## GOAL OF THE EXERCISE
Find the lines below that contain the string "index". Copy each one.

..............................

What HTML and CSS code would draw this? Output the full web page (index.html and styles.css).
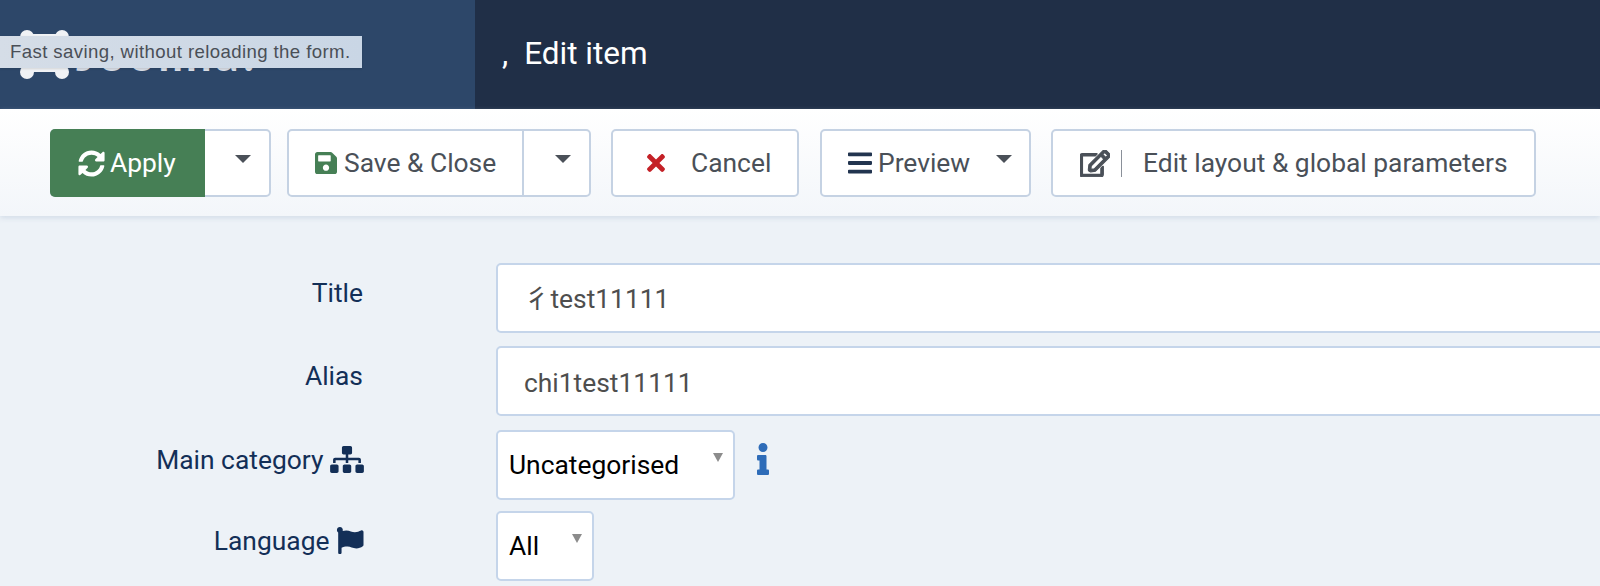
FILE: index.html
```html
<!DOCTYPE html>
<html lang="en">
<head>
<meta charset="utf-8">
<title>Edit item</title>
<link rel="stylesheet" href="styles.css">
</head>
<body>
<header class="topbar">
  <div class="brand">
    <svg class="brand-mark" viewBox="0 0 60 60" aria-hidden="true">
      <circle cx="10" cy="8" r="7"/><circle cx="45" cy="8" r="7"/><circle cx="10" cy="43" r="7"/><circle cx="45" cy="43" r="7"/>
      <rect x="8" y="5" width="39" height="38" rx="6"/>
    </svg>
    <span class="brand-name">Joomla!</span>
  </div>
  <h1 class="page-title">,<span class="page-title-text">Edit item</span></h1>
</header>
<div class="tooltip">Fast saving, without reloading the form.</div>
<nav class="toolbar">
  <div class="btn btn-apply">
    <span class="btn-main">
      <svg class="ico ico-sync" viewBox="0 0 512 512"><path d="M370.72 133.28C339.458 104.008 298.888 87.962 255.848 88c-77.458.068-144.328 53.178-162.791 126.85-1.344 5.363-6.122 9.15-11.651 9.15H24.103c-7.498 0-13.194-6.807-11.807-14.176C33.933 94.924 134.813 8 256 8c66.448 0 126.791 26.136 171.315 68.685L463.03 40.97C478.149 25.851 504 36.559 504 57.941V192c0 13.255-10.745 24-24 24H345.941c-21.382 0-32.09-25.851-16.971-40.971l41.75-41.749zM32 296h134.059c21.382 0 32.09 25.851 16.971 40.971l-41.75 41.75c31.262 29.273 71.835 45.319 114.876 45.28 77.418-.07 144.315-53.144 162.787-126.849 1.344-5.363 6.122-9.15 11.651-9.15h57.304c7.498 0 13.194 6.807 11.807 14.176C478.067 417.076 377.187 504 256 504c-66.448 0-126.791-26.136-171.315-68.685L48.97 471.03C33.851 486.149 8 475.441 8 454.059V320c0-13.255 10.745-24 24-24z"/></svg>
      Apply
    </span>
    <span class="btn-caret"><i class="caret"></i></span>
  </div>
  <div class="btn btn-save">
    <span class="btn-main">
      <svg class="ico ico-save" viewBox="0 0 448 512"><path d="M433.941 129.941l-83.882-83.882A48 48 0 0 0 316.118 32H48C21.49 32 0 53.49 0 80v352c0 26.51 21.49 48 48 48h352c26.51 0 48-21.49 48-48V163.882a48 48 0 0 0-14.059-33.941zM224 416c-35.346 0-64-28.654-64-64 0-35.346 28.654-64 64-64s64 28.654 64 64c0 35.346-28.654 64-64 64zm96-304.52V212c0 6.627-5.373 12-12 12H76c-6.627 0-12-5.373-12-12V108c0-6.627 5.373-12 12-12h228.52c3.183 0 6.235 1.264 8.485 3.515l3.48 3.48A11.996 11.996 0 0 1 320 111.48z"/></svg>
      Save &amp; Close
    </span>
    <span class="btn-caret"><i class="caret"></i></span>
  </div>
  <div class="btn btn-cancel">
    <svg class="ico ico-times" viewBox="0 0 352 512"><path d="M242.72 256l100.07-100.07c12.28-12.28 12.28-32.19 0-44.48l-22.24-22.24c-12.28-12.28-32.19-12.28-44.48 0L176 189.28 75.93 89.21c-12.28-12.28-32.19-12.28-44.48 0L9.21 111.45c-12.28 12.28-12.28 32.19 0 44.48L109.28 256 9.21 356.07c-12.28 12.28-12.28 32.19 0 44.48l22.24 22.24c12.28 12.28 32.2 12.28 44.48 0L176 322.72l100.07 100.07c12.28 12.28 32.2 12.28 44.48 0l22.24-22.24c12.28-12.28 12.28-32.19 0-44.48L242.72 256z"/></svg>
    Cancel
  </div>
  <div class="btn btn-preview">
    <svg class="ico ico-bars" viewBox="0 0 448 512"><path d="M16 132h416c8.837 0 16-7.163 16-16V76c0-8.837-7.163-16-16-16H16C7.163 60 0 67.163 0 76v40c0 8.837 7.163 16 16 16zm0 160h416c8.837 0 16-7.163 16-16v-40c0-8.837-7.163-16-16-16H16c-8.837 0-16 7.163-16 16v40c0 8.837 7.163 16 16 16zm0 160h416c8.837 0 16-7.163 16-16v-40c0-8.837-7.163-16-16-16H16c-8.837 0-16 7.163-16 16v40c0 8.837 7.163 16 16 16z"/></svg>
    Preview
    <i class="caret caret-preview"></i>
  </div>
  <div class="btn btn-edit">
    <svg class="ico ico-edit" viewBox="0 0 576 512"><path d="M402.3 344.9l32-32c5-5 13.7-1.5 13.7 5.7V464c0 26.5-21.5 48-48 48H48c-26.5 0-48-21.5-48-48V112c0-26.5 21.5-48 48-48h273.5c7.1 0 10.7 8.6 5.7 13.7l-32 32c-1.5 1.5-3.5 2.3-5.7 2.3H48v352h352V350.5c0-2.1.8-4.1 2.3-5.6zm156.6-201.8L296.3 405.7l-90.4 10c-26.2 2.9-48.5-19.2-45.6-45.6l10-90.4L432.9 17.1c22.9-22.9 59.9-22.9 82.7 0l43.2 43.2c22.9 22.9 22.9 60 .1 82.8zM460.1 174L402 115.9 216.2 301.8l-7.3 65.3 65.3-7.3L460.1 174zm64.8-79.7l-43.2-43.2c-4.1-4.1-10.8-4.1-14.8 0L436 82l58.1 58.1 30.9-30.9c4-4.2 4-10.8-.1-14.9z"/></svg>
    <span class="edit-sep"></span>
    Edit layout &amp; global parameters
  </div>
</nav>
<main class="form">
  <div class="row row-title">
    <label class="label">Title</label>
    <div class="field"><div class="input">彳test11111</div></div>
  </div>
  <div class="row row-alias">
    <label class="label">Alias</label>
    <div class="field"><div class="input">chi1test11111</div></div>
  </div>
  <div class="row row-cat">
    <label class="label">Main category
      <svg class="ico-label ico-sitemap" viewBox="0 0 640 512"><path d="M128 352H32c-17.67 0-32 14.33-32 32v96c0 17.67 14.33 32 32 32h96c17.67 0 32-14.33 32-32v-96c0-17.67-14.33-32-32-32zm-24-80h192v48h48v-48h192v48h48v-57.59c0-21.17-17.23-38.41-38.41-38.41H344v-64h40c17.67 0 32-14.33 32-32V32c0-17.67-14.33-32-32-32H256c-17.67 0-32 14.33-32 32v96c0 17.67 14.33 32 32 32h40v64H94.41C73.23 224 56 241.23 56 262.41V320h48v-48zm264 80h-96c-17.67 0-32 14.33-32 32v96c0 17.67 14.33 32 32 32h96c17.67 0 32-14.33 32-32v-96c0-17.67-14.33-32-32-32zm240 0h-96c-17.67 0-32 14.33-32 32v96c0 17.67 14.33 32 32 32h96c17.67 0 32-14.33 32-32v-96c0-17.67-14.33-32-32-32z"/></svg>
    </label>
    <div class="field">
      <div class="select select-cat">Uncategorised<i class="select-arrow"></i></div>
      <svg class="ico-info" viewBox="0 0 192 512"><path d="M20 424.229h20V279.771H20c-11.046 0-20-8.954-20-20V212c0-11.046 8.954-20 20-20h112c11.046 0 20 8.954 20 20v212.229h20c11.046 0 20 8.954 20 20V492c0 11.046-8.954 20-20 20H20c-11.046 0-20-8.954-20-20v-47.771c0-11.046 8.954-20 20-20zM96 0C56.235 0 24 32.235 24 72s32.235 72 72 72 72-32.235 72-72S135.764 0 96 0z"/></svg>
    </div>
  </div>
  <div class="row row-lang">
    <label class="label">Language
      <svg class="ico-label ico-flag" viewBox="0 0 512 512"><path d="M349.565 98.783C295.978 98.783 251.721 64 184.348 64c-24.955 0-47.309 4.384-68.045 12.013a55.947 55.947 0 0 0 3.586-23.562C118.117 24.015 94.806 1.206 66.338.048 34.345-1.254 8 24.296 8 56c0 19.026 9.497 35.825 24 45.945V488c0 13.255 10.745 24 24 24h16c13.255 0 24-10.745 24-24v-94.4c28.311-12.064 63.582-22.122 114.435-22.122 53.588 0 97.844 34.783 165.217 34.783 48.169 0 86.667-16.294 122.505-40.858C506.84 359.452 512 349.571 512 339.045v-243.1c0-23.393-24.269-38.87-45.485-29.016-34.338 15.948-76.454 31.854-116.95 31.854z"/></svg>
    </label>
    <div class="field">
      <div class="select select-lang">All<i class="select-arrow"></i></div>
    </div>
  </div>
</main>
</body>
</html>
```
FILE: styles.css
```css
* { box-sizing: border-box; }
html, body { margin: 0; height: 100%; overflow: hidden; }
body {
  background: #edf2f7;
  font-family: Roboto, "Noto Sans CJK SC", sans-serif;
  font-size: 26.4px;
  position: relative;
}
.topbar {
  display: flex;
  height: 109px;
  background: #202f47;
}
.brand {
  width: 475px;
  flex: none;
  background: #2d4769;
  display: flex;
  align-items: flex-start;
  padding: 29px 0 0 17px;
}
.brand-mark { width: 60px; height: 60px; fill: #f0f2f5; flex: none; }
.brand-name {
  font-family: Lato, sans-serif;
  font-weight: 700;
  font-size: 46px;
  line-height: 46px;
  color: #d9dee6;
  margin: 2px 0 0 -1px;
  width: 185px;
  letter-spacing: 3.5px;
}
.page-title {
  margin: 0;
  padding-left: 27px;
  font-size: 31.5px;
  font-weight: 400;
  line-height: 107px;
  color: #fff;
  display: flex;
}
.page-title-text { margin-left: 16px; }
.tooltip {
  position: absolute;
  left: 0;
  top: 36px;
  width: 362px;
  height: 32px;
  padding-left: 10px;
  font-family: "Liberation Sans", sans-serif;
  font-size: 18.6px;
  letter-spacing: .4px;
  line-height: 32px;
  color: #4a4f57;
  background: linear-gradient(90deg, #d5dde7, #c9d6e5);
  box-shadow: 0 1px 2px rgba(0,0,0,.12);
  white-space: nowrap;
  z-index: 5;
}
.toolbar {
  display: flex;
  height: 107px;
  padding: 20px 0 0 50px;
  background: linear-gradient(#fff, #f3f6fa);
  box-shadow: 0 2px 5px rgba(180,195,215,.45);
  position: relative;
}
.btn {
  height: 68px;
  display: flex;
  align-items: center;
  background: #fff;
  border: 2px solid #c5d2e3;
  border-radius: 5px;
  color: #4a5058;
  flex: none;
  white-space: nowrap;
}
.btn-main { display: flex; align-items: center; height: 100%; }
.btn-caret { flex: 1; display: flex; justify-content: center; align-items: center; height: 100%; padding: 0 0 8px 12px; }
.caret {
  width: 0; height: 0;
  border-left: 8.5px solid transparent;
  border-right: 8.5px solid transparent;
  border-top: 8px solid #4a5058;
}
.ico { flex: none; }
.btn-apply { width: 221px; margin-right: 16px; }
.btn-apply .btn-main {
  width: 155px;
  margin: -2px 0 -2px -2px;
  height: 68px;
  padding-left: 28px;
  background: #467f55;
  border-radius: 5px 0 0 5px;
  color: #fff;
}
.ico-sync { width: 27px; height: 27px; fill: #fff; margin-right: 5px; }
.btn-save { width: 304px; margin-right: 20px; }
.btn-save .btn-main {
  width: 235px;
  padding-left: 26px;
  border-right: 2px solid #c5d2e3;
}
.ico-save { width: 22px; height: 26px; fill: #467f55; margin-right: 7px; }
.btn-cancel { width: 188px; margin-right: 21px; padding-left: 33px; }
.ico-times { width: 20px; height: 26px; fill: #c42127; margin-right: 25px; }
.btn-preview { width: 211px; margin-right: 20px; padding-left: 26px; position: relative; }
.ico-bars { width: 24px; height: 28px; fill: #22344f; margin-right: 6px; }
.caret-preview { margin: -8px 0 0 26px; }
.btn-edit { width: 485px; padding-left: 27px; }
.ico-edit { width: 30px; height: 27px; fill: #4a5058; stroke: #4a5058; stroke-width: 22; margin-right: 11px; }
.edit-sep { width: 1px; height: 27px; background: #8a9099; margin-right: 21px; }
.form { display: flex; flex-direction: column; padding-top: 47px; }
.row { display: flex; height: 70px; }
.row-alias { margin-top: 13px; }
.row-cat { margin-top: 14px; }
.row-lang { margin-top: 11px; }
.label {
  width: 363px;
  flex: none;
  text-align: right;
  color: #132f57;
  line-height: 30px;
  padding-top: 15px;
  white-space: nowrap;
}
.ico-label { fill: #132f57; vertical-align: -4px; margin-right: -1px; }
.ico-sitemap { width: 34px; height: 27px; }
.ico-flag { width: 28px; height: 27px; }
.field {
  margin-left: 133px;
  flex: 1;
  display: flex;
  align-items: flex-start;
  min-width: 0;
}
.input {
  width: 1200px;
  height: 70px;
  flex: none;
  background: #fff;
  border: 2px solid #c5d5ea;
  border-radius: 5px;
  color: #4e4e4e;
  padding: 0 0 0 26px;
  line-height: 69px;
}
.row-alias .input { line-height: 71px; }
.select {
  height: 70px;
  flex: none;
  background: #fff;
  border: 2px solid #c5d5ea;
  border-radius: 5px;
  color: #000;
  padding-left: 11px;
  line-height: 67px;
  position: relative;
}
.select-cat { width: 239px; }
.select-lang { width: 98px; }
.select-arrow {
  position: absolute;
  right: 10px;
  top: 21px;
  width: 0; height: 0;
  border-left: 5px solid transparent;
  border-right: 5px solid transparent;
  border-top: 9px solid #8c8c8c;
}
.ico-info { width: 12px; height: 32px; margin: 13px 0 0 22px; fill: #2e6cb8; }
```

..............................

## FULL OUTPUT
What HTML and CSS code would draw this? Output the full web page (index.html and styles.css).
FILE: index.html
  z-index: 5;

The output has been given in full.